![]() |
NIA Mouse Gene Index Ver. 3 | ![]() |
Version 3 of the NIA Mouse Gene Index differs from earlier versions in 3 respects

The NIA Mouse Gene Index ver. 3 was asssembled from sequences alignmed to the genome (October 2003 release) using our new All-Alignment-Assembly (AAA) algorithm. Start and end sites of each intron were examined for splicing consensus. We used canonical (GT-AG) as well as 2 major non-canonical (GC-AG and AT-AC) splicing consensuses, which were well validated (Burset et al. 2000).
The Gene Index has 145,083 U-clusters (transcription loci) and 218,812 transcripts. U-clusters were classified as genes if they had either ORF>=100 aa, or multiple exons separated by an intron with a splice site concensus, or a gene symbol for some member alignment annotated by RefSeq, GenBank, or Ensembl. Among 43,069 genes, 27,316 were protein coding (ORF>=100 aa or known function), 6,717 were non-coding genes or gene fragments with ORF < 100 aa, 959 had high repeat content (>90%), 1,842 were gene models from Ensembl and RefSeq-XM with no EST or mRNA support in our assembly, and 6,235 were gene duplications and/or pseudogenes.

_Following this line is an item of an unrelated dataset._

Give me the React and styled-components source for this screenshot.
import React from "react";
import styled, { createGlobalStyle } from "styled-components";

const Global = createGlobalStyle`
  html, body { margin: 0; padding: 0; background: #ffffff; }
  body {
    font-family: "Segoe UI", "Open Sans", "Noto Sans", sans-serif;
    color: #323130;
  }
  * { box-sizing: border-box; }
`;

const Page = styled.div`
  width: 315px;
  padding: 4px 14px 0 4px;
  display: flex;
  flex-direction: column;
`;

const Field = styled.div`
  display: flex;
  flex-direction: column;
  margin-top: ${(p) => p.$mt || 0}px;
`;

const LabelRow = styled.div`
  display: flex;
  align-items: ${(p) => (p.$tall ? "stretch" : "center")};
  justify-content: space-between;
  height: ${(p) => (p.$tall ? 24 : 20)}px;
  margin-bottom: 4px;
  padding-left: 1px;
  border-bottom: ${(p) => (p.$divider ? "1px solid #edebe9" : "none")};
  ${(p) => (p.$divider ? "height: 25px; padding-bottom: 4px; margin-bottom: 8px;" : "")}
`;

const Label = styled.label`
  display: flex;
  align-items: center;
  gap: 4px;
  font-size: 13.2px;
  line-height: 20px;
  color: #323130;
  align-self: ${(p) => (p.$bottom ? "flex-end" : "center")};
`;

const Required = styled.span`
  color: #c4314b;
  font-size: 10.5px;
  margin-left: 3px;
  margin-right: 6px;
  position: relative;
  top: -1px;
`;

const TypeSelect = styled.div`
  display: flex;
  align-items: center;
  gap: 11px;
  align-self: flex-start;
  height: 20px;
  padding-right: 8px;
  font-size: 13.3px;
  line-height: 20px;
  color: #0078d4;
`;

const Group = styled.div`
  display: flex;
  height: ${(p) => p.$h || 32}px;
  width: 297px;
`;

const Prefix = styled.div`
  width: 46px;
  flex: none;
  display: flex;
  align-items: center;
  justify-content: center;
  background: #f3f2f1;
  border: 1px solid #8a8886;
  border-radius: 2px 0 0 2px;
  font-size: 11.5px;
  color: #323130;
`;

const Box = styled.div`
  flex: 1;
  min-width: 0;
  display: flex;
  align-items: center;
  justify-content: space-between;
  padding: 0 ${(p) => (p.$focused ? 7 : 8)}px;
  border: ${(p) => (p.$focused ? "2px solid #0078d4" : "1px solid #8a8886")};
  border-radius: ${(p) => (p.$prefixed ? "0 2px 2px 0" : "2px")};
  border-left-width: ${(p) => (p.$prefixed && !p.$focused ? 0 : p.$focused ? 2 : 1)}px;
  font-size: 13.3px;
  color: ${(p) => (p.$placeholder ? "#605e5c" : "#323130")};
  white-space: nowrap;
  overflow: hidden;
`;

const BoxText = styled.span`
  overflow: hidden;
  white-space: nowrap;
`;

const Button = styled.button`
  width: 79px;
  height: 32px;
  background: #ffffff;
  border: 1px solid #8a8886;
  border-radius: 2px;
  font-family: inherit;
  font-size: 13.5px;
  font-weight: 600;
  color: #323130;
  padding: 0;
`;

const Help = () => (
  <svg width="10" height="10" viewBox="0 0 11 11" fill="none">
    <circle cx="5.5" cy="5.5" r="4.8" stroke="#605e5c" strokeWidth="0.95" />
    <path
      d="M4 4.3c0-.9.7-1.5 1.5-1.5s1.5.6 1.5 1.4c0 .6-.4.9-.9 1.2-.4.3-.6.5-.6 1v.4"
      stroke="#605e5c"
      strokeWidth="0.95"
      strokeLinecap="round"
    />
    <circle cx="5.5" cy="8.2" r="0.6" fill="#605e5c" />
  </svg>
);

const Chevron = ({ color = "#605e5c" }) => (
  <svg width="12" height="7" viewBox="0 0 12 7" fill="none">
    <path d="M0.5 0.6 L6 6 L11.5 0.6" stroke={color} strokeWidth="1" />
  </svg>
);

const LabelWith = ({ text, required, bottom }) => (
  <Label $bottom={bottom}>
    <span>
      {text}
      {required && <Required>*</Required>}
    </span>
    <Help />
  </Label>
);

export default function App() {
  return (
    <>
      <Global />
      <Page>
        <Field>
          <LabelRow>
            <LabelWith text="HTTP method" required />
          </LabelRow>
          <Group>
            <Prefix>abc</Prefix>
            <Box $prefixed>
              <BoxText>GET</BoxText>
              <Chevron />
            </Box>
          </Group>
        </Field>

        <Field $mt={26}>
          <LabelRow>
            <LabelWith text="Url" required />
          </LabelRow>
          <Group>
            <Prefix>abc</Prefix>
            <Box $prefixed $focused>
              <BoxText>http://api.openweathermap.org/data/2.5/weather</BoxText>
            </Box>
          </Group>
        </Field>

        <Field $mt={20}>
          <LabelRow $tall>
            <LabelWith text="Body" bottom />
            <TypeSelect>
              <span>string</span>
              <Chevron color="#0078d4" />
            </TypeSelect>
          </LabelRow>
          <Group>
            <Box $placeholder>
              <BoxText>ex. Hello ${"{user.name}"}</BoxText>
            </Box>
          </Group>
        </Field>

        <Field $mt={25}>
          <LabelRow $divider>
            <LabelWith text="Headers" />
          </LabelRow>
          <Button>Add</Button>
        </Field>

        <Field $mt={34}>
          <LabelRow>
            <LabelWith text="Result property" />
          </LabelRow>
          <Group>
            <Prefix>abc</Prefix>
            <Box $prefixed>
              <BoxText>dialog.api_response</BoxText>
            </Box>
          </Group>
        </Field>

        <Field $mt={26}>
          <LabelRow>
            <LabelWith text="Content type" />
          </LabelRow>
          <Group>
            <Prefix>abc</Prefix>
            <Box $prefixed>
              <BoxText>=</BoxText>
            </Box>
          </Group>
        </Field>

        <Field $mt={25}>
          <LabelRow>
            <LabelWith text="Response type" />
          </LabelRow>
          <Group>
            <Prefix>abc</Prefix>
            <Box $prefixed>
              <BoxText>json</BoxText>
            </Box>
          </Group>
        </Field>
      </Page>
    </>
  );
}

Major data sets can be downloaded from here.
Transcript view
provides information on a particular transcript. A link to the U-cluster
returns to the genomic view. At the top there is a plot of the transcript
its open reading frame (ORF). Character "M" or "L" at the start of ORF indicates
that the first aminoacid is Methyonine or Lysin, respectively. A green bar next to "M" indicates
the presence of a Kozak consensus. Below the transcript there are members
of the transcript plotted on a white background: Refseq, Ensembl, Riken,
and NIA clusters. Individual ESTs are plotted on a
gray background (NIA library name is indicated on the right). At the
bottom of the page there are lists of protein domains and a list of GO-terms
associated with the gene symbol. Click on the transcript sequence to get to
the sequence view.
Sequence view
provides information on the nucleotide and protein sequence of a transcript.
In addition it lists protein domains, GO-terms, repeat and regions.
There are links to several sequence analysis tools: BLAST, BLAT, ORF finder.